Mysterious Object Found at the Bottom of the Baltic Sea

According to the news, Swedish explorers have just discovered a large mysterious object in the Baltic Sea. They do not believe that it is natural. http://on.io9.com/BalticSeaObject

Sound familiar?

They used side scan sonar, just like in my book. The following is an excerpt from my novel at the moment that the first mysterious object was seen on sonar on-board the USS Marysville. I can almost guarantee this is how it played out for the Swedes, as well.

*********

The sound of the sonar systems filled the darkened instrumentation room on-board the U.S.S. Marysville as she maintained a straight heading under the skillful watch of Captain George Vander.
Up on the bridge behind Vander, Evans poured over the charts with Vander’s navigator. Using dividers and rulers to plot their current position, Evans satisfied himself that their course was exactly the same course the Lockheed P-3B Orion had flown months before.
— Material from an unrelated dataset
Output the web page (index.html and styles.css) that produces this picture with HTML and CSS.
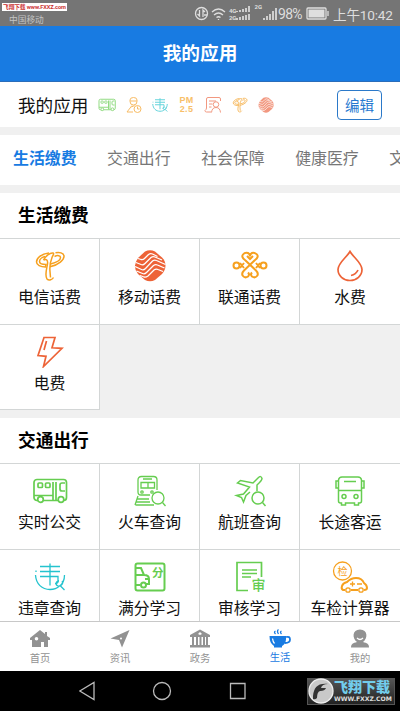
FILE: index.html
```html
<!DOCTYPE html>
<html lang="zh-CN">
<head>
<meta charset="utf-8">
<meta name="viewport" content="width=device-width">
<title>我的应用</title>
<link rel="stylesheet" href="styles.css">
</head>
<body>
<svg class="defs" aria-hidden="true">
  <symbol id="bus" viewBox="0 0 36 32"><rect x="2" y="4.5" width="32.5" height="21" rx="3"/><path d="M2 20.5h19M21 7v18M24 7v18M33 8h-3q-2 0-2 2v4q0 2 2 2h3"/><rect x="6" y="8" width="4.5" height="4.5" rx="1"/><rect x="13.500" y="8" width="4.500" height="4.500" rx="1"/><g fill="#fff"><circle cx="8.500" cy="24.500" r="2.800"/><circle cx="29" cy="24.500" r="2.800"/></g></symbol>
  <symbol id="wei" viewBox="0 0 36 32"><path d="M3.500 14C4 23 10 28.500 18 28.500c4 0 7-1 9.500-3.500M32.500 14c0 5-2 9-5 11M27 20c-3 0-4 4-1 5s6-3 4-5M28.500 25l4 4M4 9.500v1.500M8 5.500h20M8 10.500h20M8 15.500h18v5q0 2-3 2M18 2.500v22"/></symbol>
  <symbol id="telecom" viewBox="0 0 36 32"><path d="M17 3C9 4 4.500 8 4.500 12c0 3 4 5 9 5l.5-2.500c-4 0-6.500-1-6.500-3C7.500 9 10.500 7 13 6.500"/><path d="M11.500 10c2-4 6.500-7.500 9.500-7 1.500.5 0 2-1 4.500-2 5-2.500 9-2 14l.5 6M11.500 10c3-1.500 4.500 0 4 4-1 6-3 11-.5 15 2 2 5.500.5 6.500-1.500"/><path d="M23.500 2.800c4-.8 8 0 8.500 3 .5 4-5.500 9-14 11M22.500 6.500c3-1.500 6-1 6 1 0 2.500-4 5-10 6.500"/></symbol>
  <symbol id="mobile" viewBox="0 0 36 32"><path class="solid" d="M13 1.500Q18-1 23 1.500l7 6q3.500 3.500 3.500 8T30 24l-7 6q-5 2.500-10 0l-7-6Q2.500 20 3 15.500T6.500 7.500z"/><g stroke="#fff" stroke-width="1.300"><path d="M6 8.500l3 1q2 .5 3.500-1l4-4q2-1.500 4-.5l5 2.500M4 12.500l5 2q2 1 4-1l6-6q2-1.500 4-.5l7 3M3 16.500l6.500 3q2 1 4-1l7-7.500q2-1.500 4-.5l9 4M4.500 21l6 2.500q2 1 4-1l7-7q2-1.500 4-.5l7 3M8 25.500l4 1.500q2 .5 4-1l6-6q2-1.500 4-.5l5 2"/></g></symbol>
  <symbol id="magnifier" viewBox="0 0 36 32"><circle cx="26" cy="23" r="6" fill="#fff"/><path d="M30.500 27.500l3 3.500"/></symbol>
</svg>

<header class="status">
  <div class="carrier"><span class="stamp">飞翔下载 www.FXXZ.com</span><span class="operator">中国移动</span></div>
  <div class="signals">
    <svg width="15" height="15" viewBox="0 0 15 15"><circle cx="7.500" cy="7.500" r="6"/><path d="M5.500 4v6l-2-2M9 11V4l2 2M10 9h3"/></svg>
    <svg width="15" height="14" viewBox="0 0 15 14"><path d="M1 5q6.500-6 13 0M3 8q4.500-4 9 0M5.500 10.500q2-1.500 4 0M7.500 12v1"/></svg>
    <span class="gen">4G<br>2G</span>
    <svg class="bars" width="15" height="15" viewBox="0 0 15 15"><path d="M1 6V5M4 6V4M7 6V3M10 6V2M13 6V0M1 14v-2M4 14v-3M7 14v-4M10 14v-5M13 14V8"/></svg>
    <span class="gen single">2G</span>
    <svg class="bars" width="15" height="15" viewBox="0 0 15 15"><path d="M2 14v-2M5 14v-4M8 14V8M11 14V5M14 14V2"/></svg>
    <span class="percent">98%</span>
    <svg class="battery" width="23" height="13" viewBox="0 0 23 13"><rect x="1" y="1" width="19" height="11" rx="1"/><path class="solid" d="M2.500 2.500h16v8h-16z"/><path d="M22 4v5"/></svg>
    <span class="time">上午10:42</span>
  </div>
</header>
<h1 class="title">我的应用</h1>

<main class="content">
  <section class="mine">
    <span class="mine-label">我的应用</span>
    <div class="mini-icons">
      <svg class="green"><use href="#bus"/></svg>
      <svg class="amber" viewBox="0 0 36 32"><path d="M10 9V6q0-5 7-5t7 5v3q0 7-7 7t-7-7zM10 8h14M14 17L4 30h12M13 20l6-3"/><circle cx="25" cy="24" r="7"/><path d="M25 19v5h4"/></svg>
      <svg class="teal"><use href="#wei"/></svg>
      <span class="pm">PM<br>2.5</span>
      <svg class="coral" viewBox="0 0 36 32"><path d="M14 30H5q-3 0-3-3 3-2 3-5V4q0-3 3-3h22q3 0 3 3v4M10 8h14M10 14h7M10 20h5"/><circle cx="24" cy="15" r="5.500"/><path d="M15 31q1-10 9-10t9 10"/></svg>
      <svg class="amber"><use href="#telecom"/></svg>
      <svg class="coral"><use href="#mobile"/></svg>
    </div>
    <button class="edit">编辑</button>
  </section>

  <nav class="tabs"><span class="tab active">生活缴费</span><span class="tab">交通出行</span><span class="tab">社会保障</span><span class="tab">健康医疗</span><span class="tab">文</span></nav>

  <section class="group">
    <h2>生活缴费</h2>
    <div class="grid">
      <div class="cell"><svg class="icon orange strong"><use href="#telecom"/></svg><span>电信话费</span></div>
      <div class="cell"><svg class="icon red"><use href="#mobile"/></svg><span>移动话费</span></div>
      <div class="cell"><svg class="icon orange thick" viewBox="0 0 36 32"><path d="M13 10L24 20.500q3 3 1 5.500t-5 .5q-2-2 0-4M23 10L12 20.500q-3 3-1 5.500t5 .5q2-2 0-4M13 10q-4-3-2-5.500t5-1.500q2 1 2 3.500 0-2.500 2-3.500t5 1.500q2 2.500-2 5.500M15 6l3 3 3-3M8 13l4 5M12 13l-4 5M24 13l4 5M28 13l-4 5"/><circle cx="4.500" cy="15.500" r="3"/><circle cx="31.500" cy="15.500" r="3"/></svg><span>联通话费</span></div>
      <div class="cell"><svg class="icon red bold" viewBox="0 0 36 32"><path d="M18 1.500C15 7 6 13 6 19.500a12 11 0 0 0 24 0C30 13 21 7 18 1.500zM19 25.500q5-1 7-5.500"/></svg><span>水费</span></div>
      <div class="cell"><svg class="icon red bold" viewBox="0 0 36 32"><path d="M12 1.500h11l-3 10.300 10 .500L11.500 30.500 14 20.300l-8-.800zM14.500 5L12 14"/></svg><span>电费</span></div>
    </div>
  </section>

  <section class="group">
    <h2>交通出行</h2>
    <div class="grid">
      <div class="cell"><svg class="icon green bold"><use href="#bus"/></svg><span>实时公交</span></div>
      <div class="cell"><svg class="icon green" viewBox="0 0 36 32"><path d="M18 20H9q-3 0-3-3V5q0-3.500 3.500-3.500h12Q25 1.500 25 5v10M11 4h9M9 7.500h13.500V13H9zM16 7.500V13M6 21l-3 9M5.500 24H17M4.500 27H18M3.500 30H22"/><circle cx="10" cy="17" r="1.200"/><circle cx="20" cy="17" r="1.200"/><use href="#magnifier" width="36" height="32"/></svg><span>火车查询</span></div>
      <div class="cell"><svg class="icon green strong" viewBox="0 0 36 32"><path d="M18 17L14 20.500l-2.500 6.500-2-4.500-5-2 7-1.500 6-7-12-4 3-2.500 12.500 2.500 5-5q3-3 4 .5 0 2-5 6.500v6"/><use href="#magnifier" width="36" height="32"/></svg><span>航班查询</span></div>
      <div class="cell"><svg class="icon green strong" viewBox="0 0 36 32"><path d="M6.500 26V5Q7 2 10 2h16q3 0 3.500 3v21q0 2-2 2h-1v2h-4v-2h-9v2h-4v-2h-1q-2 0-2-2zM6.500 15.500h23M12 6.500h12M6.500 6H4v7h2.500M29.500 6H32v7h-2.500"/><circle cx="12" cy="21.500" r="2"/><circle cx="24" cy="21.500" r="2"/></svg><span>长途客运</span></div>
      <div class="cell"><svg class="icon teal"><use href="#wei"/></svg><span>违章查询</span></div>
      <div class="cell"><svg class="icon green thick" viewBox="0 0 36 32"><rect x="3.500" y="2.500" width="29" height="27" rx="2"/><path d="M4 7h5l3 7M4 14h8q5 0 5 4v5h-3M4 24h4M13 18h3"/><circle cx="11.500" cy="24" r="2.500"/><text class="glyph heavy" x="20" y="16" font-size="11.500">分</text></svg><span>满分学习</span></div>
      <div class="cell"><svg class="icon green bold" viewBox="0 0 36 32"><path d="M16 29.500H5V1.500h24.500V16M10 9h15M10 12.500h15M10 16h9"/><text class="glyph medium" x="19.500" y="29" font-size="14">审</text></svg><span>审核学习</span></div>
      <div class="cell"><svg class="icon orange" viewBox="0 0 36 32"><circle cx="10.500" cy="10" r="9"/><text class="glyph" x="5.500" y="14" font-size="10">检</text><path class="thick" d="M13 29h-2q-2-1-1-4 1-3 5-4 4-4 9-4 6 0 8 5 3 2 3 5 0 2-3 2M19 29h7"/><path d="M18 23h5M20.500 20.500v5M25 23h5"/><circle cx="16" cy="29" r="2.200"/><circle cx="29" cy="29" r="2.200"/></svg><span>车检计算器</span></div>
    </div>
  </section>
</main>

<nav class="bottom">
  <div class="item"><svg viewBox="0 0 22 20"><path class="solid" fill-rule="evenodd" d="M11 1L1 9v2h2v7h9v-5h3v5h4v-7h2V9l-3-2V3h-2v2zM7.500 8a1.800 1.800 0 1 1 0 3.600 1.800 1.800 0 0 1 0-3.600z"/></svg><span>首页</span></div>
  <div class="item"><svg viewBox="0 0 22 20"><path class="solid" d="M20.500 1L1.500 9.500 10 11l3 7.500z"/><circle cx="12" cy="9.500" r="1" fill="#fff" stroke="none"/></svg><span>资讯</span></div>
  <div class="item"><svg viewBox="0 0 22 20"><path class="solid" fill-rule="evenodd" d="M11 .5L1 6v2h2v8H1v2.500h20V16h-2V8h2V6zM5 8h2v8H5zm4 0h1.500v8H9zm3.500 0H14v8h-1.500zM16 8h1v8h-1zM11 3l2 2-2 1-2-1z"/></svg><span>政务</span></div>
  <div class="item active"><svg viewBox="0 0 22 20"><path class="solid" d="M.5 7H17c.5 6-1.500 9-4 10v1.500H5V17C2 15 .5 12 .5 7z"/><path stroke-width="1.800" d="M17 8q4-1 4 2.500t-5 3.500"/><path d="M6.500 5q-2-2 0-3M9.500 5q-2-3 0-4.500M12.500 5q-2-2 0-3"/><path stroke="#fff" d="M3.500 9.500q.5 3.500 2 5"/></svg><span>生活</span></div>
  <div class="item"><svg viewBox="0 0 22 20"><path class="solid" d="M11 .5c8 0 8 9 3 12.500 4 1 6 2 6 5.500H2c0-3.500 2-4.500 6-5.500C3 9.500 3 .5 11 .5z"/><path stroke="#fff" d="M8 9q3 3 6 0"/></svg><span>我的</span></div>
</nav>
<footer class="system">
  <svg class="keys" viewBox="0 0 180 24"><path d="M15 3.500v17L.8 12zM151.500 4.500h14.500v15h-14.500z"/><circle cx="83" cy="12" r="8.500"/></svg>
  <div class="watermark">
    <svg width="26" height="26" viewBox="0 0 26 26"><circle cx="13" cy="13" r="12" fill="#c9c9c9" stroke="#eee"/><path fill="#333" stroke="none" d="M5 18C6 10 9 5 20 6q-6 0-7 4h5q-1 3-6 3-3 1-3 7-2 2-4 1z"/></svg>
    <div class="mark"><b>飞翔下载</b><small>WWW.FXXZ.COM</small></div>
  </div>
</footer>
</body>
</html>
```
FILE: styles.css
```css
* { box-sizing: border-box; }
body {
  margin: 0;
  width: 400px;
  height: 711px;
  overflow: hidden;
  display: flex;
  flex-direction: column;
  background: #f0f0f0;
  color: #111;
  font-family: Roboto, "Noto Sans CJK SC", sans-serif;
}
svg { fill: none; stroke: currentColor; stroke-width: 1.3; flex: none; }
.solid { fill: currentColor; stroke: none; }
.defs { position: absolute; width: 0; height: 0; }

.status {
  height: 26px;
  flex: none;
  display: flex;
  justify-content: space-between;
  background: #757575;
  color: #dedede;
  padding: 3px 8px 0 2px;
}
.carrier { display: flex; flex-direction: column; }
.stamp {
  width: 65px;
  height: 8px;
  background: #fff;
  color: #c33;
  font-size: 5.7px;
  font-weight: 700;
  line-height: 8px;
  white-space: nowrap;
  text-align: center;
  letter-spacing: -0.1px;
}
.operator { font-size: 8.7px; line-height: 12px; margin: 3px 0 0 7px; color: #c4c4c4; }
.signals { display: flex; align-items: center; height: 21px; }
.signals svg { margin-right: 2px; }
.gen { font-size: 6px; line-height: 7px; font-weight: 700; margin-left: 1px; }
.gen.single { align-self: flex-start; margin-left: 2px; }
.signals .bars { stroke-width: 1.7; margin-right: 1px; }
.percent { font-size: 14px; width: 26px; letter-spacing: -0.7px; }
.signals .battery { margin: 0 4px 0 2px; }
.time { font-size: 13.6px; white-space: nowrap; width: 59px; letter-spacing: -0.2px; }

.title {
  margin: 0;
  height: 56px;
  flex: none;
  background: #187be2;
  border-bottom: 1px solid #2a6dba;
  color: #fff;
  text-align: center;
  font-size: 18.7px;
  line-height: 57px;
  font-weight: 700;
}
.content { flex: 1; min-height: 0; overflow: hidden; }

.mine {
  height: 45px;
  background: #fff;
  display: flex;
  align-items: center;
  padding: 0 18px;
}
.mine-label { font-size: 17.6px; width: 80px; white-space: nowrap; }
.mini-icons { display: flex; gap: 8.5px; align-items: center; }
.mini-icons svg { width: 18px; height: 16px; opacity: 0.7; stroke-width: 2; }
.pm {
  width: 18px;
  font: 700 9px/9px "Liberation Sans", sans-serif;
  color: #f8bf69;
  text-align: center;
  letter-spacing: 0.3px;
}
.edit {
  margin-left: auto;
  width: 45px;
  height: 30px;
  padding: 0;
  border: 1px solid #2b79c9;
  border-radius: 4px;
  background: #fff;
  color: #2779d0;
  font: 14.500px/26px "Noto Sans CJK SC", sans-serif;
}

.tabs {
  height: 50px;
  margin: 8px 0;
  background: #fff;
  display: flex;
  gap: 30.500px;
  padding-left: 13px;
  overflow: hidden;
  white-space: nowrap;
  font-size: 15.900px;
  line-height: 48px;
  color: #777;
}
.tab.active { color: #187be2; font-weight: 700; }

.group { margin-bottom: 8px; }
.group h2 {
  margin: 0;
  height: 45px;
  padding-left: 18px;
  background: #fff;
  font-size: 17.700px;
  line-height: 47px;
  color: #000;
}
.grid {
  display: grid;
  grid-template-columns: repeat(4, 100px);
  grid-auto-rows: 85.500px;
  border-top: 1px solid #d3d6d6;
}
.cell {
  background: #fff;
  border-right: 1px solid #d3d6d6;
  border-bottom: 1px solid #d3d6d6;
  display: flex;
  flex-direction: column;
  align-items: center;
  padding-top: 11px;
  font-size: 15.800px;
  white-space: nowrap;
}
.cell:nth-child(4n) { border-right: 0; }
.cell span { line-height: 24px; margin-top: 4px; }
.icon { width: 36px; height: 32px; }
.strong { stroke-width: 1.5; }
.bold { stroke-width: 1.700; }
.thick { stroke-width: 2; }
.glyph { fill: currentColor; stroke: none; font-family: "Noto Sans CJK SC", sans-serif; }
.medium { font-weight: 500; }
.heavy { font-weight: 700; }
.orange { color: #f6a01e; }
.amber { color: #f5a126; }
.red { color: #ed6337; }
.coral { color: #ed6d4b; }
.green { color: #66cd50; }
.teal { color: #24c3ce; }

.bottom {
  height: 50px;
  flex: none;
  display: flex;
  background: #fff;
  border-top: 1px solid #c8c8c8;
}
.item {
  flex: 1;
  display: flex;
  flex-direction: column;
  align-items: center;
  padding-top: 7px;
  font-size: 10.300px;
  color: #929292;
}
.item svg { width: 22px; height: 20px; }
.item span { line-height: 15px; margin-top: 2px; }
.item.active { color: #187be2; }
.item.active span { margin-top: 1px; }

.system {
  height: 40px;
  flex: none;
  background: #000;
  display: flex;
  justify-content: space-between;
  align-items: center;
  padding: 0 5px 0 79px;
}
.keys { width: 180px; height: 24px; color: #bbb; }
.watermark {
  width: 88px;
  height: 27px;
  border: 1px solid #555;
  background: linear-gradient(#555, #222);
  display: flex;
  align-items: center;
}
.mark { display: flex; flex-direction: column; white-space: nowrap; }
.mark b { font-size: 14px; line-height: 16px; font-weight: 900; color: #72cdec; }
.mark small { font: 700 6.2px/8px "DejaVu Sans", sans-serif; color: #ddd; letter-spacing: -0.1px; }
```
The task was not that easy.
Consider trying to remotely tow a car using a cable deployed from an airplane over three miles up and several miles ahead. A rather formidable job that challenged even the time-tried skills of Vander, cigarette hanging from the corner of his mouth and a steaming cup of hot black coffee in his weathered left hand.
In the instrumentation room, several levels below deck, designed to be at the center of gravity of the vessel, Mike, McHugh, and Sevson crowded behind the Western Light sonar technician. The only moving thing in the tight cabin was the greenish trace on the cathode ray tube as it displayed the line by line return of the side scan sonar.
The only sounds other than the “blips” made by the sonar in the darkened room were the scratchy noises made by the pen registers as they recorded the images now being laid out on the cathode ray tube or CRT. If it weren’t for the soft rolling of the Marysville, there would have been no indication that Mike was even at sea.
The trace on the sonar’s oscilloscope held steady, a faint greenish line followed the brighter green dot that ran left to right across the circular screen. Except for occasional jiggles of the trace, which could be accounted for by changes in the local magnetic background of the ocean bottom, nothing unusual had occurred.
“Any more theories on the magnetic anomaly, Bob?” asked Sevson.
The ever present half smoked cigar dangling from the corner of his mouth, McHugh was absorbed in thought. The stale cigar smoke competed with the sweet smell of “Barking Dog” tobacco emanating from the corn-cob pipe in the corner of Sevson’s mouth. The tinfoil packet from which Sevson constantly refilled his pipe had the subtext, “Barking Dogs Never Bite.”
Absentmindedly, McHugh replied, “Nothing radical, Tom. If it is Russian, then we are in deep trouble. We won’t be able to deploy a sizeable station at that depth for any period of time. Based on the magnetometer readings this thing, whatever it is, is substantial. If your Nematode, or whatever you call it, can help us locate the source of this anomaly, we can get down there with the Trieste for a look.”
“Don’t we have sonar arrays deployed at those depths?”
“No, our SOSUS nets are generally deployed at much shallower depths. No submarines are known to be able to dive to the depth associated with the anomaly. If the Russians have a submarine capable of that depth, they could hide in the submarine canyons off Santa Catalina Island and be within thirty miles of Los Angeles and not be detected by our SOSUS nets.”
“Holy [ ]!” said Sevson, sinking into a chair. “[ ], it’s Cuba all over again!”
“Let’s not jump to conclusions, Tom. We have no knowledge that the Russians have that kind of technology. If they did, I think we would have heard by now.”
“Bob, I think you’d better see this,” interrupted Mike, who had been looking over the shoulder of the Western Light technician.
“Commander, we have a reading,” called out the sonar technician. McHugh walked across the small room to stand behind the technician. On the CRT, the greenish lines were definitely displaying something.
The green trace was rising steadily, not in dramatic jumps, but steadily as each trace ran across the face of the oscilloscope, the tension in the instrumentation room grew. Evans and Sevson joined McHugh and Mike. More lines were painted vertically on the screen. Each new line gave a better indication of the shape and size of whatever the side scan sonar saw.
As the object began filling the screen of the CRT, McHugh asked the operator to turn on a backup plotter. McHugh went to the plotters and what he saw was something big, as big as a football field, and oval in cross section. This was not a natural feature like a rock outcropping or fault line.
“[ ]!” uttered Frederick Evans.

***********

If I get too many more of these “coincidences” I may have to re-list my book as non-fiction.